On his way back to the monastery, Aloysha is again waylaid by Dmitri, who laughs when Aloysha tells him what Grushenka did to Katerina. But filled with self-loathing, Dmitri vows to never see Aloysha again and stumbles off into the night. Aloysha returns to the monastery and, seeing that Father Zosima is on his death bed, vows to stay with him in the monastery. He then reads a letter that has been given to him at some point from one of the girls (Lise) who had been blessed by Father Zosima earlier and who knew Aloysha when they were young. Apparently, she is in love with him and wants to marry him.
- I’m finally starting to get a grip on the story and it is being told in a more conventional way. It seems clear–even to me–that all the brothers represent some aspect of the philosophical debates that I’ve been skimming over in the first parts of the book. Fyodor is the most vile and base person humans can be.
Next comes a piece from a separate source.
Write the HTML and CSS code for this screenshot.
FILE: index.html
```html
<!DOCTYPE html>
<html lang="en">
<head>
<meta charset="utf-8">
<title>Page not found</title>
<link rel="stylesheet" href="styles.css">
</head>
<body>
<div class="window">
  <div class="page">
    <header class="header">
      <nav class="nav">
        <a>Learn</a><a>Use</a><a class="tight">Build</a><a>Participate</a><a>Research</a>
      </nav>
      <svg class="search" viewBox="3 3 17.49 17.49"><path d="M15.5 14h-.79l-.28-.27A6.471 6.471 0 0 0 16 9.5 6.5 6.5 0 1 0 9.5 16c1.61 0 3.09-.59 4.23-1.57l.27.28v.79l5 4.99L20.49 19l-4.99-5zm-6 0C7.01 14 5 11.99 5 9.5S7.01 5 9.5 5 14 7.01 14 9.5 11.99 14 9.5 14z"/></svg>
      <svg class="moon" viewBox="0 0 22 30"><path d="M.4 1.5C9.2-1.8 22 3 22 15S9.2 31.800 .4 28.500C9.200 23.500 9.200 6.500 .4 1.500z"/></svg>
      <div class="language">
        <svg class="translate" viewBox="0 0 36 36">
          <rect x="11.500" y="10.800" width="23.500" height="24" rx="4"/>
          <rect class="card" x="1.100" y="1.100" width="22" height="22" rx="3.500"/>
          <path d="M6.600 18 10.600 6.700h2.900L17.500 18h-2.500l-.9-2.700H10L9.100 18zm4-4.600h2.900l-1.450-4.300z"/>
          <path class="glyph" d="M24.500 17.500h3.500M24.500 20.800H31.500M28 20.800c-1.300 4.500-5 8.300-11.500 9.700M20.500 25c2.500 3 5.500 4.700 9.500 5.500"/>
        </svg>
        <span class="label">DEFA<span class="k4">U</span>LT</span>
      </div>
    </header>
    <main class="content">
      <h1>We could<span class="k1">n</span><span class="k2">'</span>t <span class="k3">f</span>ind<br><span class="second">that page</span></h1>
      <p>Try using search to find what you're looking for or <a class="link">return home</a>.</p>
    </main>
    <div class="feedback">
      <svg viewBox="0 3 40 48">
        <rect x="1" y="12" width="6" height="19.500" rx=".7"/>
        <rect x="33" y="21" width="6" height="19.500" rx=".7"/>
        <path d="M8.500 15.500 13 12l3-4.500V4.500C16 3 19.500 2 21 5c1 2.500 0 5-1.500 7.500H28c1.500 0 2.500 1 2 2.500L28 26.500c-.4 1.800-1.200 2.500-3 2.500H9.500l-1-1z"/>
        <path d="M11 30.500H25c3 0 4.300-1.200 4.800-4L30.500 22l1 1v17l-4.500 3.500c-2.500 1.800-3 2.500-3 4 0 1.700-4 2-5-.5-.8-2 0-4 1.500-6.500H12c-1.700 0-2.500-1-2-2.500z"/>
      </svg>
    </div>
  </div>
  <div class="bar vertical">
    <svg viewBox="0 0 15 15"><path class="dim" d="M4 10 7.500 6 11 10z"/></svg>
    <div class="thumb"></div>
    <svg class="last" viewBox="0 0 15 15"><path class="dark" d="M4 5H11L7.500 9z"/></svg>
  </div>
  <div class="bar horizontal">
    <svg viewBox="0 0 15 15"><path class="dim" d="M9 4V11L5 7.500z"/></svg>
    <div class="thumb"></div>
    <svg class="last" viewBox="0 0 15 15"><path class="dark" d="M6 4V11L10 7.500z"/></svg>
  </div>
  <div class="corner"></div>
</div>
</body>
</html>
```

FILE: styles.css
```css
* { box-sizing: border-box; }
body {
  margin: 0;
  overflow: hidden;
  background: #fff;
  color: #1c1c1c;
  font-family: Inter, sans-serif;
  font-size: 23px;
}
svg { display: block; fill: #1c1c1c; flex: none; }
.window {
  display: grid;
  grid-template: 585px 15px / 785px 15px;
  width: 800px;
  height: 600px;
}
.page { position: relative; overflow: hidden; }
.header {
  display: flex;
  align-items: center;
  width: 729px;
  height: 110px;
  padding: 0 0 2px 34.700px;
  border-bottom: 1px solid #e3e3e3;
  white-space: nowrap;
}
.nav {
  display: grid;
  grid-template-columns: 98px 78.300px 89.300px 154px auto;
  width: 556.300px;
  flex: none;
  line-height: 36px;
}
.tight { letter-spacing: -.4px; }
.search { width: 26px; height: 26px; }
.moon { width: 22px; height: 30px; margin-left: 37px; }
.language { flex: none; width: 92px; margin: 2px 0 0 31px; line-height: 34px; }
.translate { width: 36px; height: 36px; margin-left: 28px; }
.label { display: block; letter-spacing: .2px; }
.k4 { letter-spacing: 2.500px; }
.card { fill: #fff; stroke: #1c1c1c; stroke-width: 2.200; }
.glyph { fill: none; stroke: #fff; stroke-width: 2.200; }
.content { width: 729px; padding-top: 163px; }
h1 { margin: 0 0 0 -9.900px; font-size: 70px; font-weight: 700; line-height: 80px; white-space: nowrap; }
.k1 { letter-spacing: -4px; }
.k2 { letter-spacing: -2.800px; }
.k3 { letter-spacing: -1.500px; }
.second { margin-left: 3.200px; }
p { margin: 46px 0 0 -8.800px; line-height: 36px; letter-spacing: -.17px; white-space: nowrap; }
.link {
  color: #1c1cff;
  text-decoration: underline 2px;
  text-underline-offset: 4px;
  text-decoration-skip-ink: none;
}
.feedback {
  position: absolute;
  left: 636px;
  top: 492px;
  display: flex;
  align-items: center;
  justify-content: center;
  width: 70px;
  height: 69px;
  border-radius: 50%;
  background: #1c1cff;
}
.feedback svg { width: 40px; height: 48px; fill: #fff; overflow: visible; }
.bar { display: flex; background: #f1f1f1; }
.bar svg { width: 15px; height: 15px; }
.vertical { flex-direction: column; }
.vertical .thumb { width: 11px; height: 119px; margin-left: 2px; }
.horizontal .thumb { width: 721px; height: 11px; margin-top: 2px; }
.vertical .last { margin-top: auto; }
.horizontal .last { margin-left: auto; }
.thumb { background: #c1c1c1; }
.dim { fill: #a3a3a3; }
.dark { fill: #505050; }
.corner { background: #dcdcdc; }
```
Dmitri is a good guy at heart who struggles with his passions so he often does the wrong thing. Ivan seems to be wound up pretty tight and more of an intellectual. Aloysha represents all things good, holy and pure.
- It also helped when Dostoevsky finally explains the Russian naming system, in which calling someone Aloysha Fyodorovich simply means that they are the son of Fyodor! This was immensely helpful to find out because for the first two books, I was confused if ANYONE was actually named Karamazov.
- I’m still unclear who the narrator is though. I guess he is some all-knowing and all-seeing narrator and not a real person–although is often interjecting comments and talking as if he is a real person.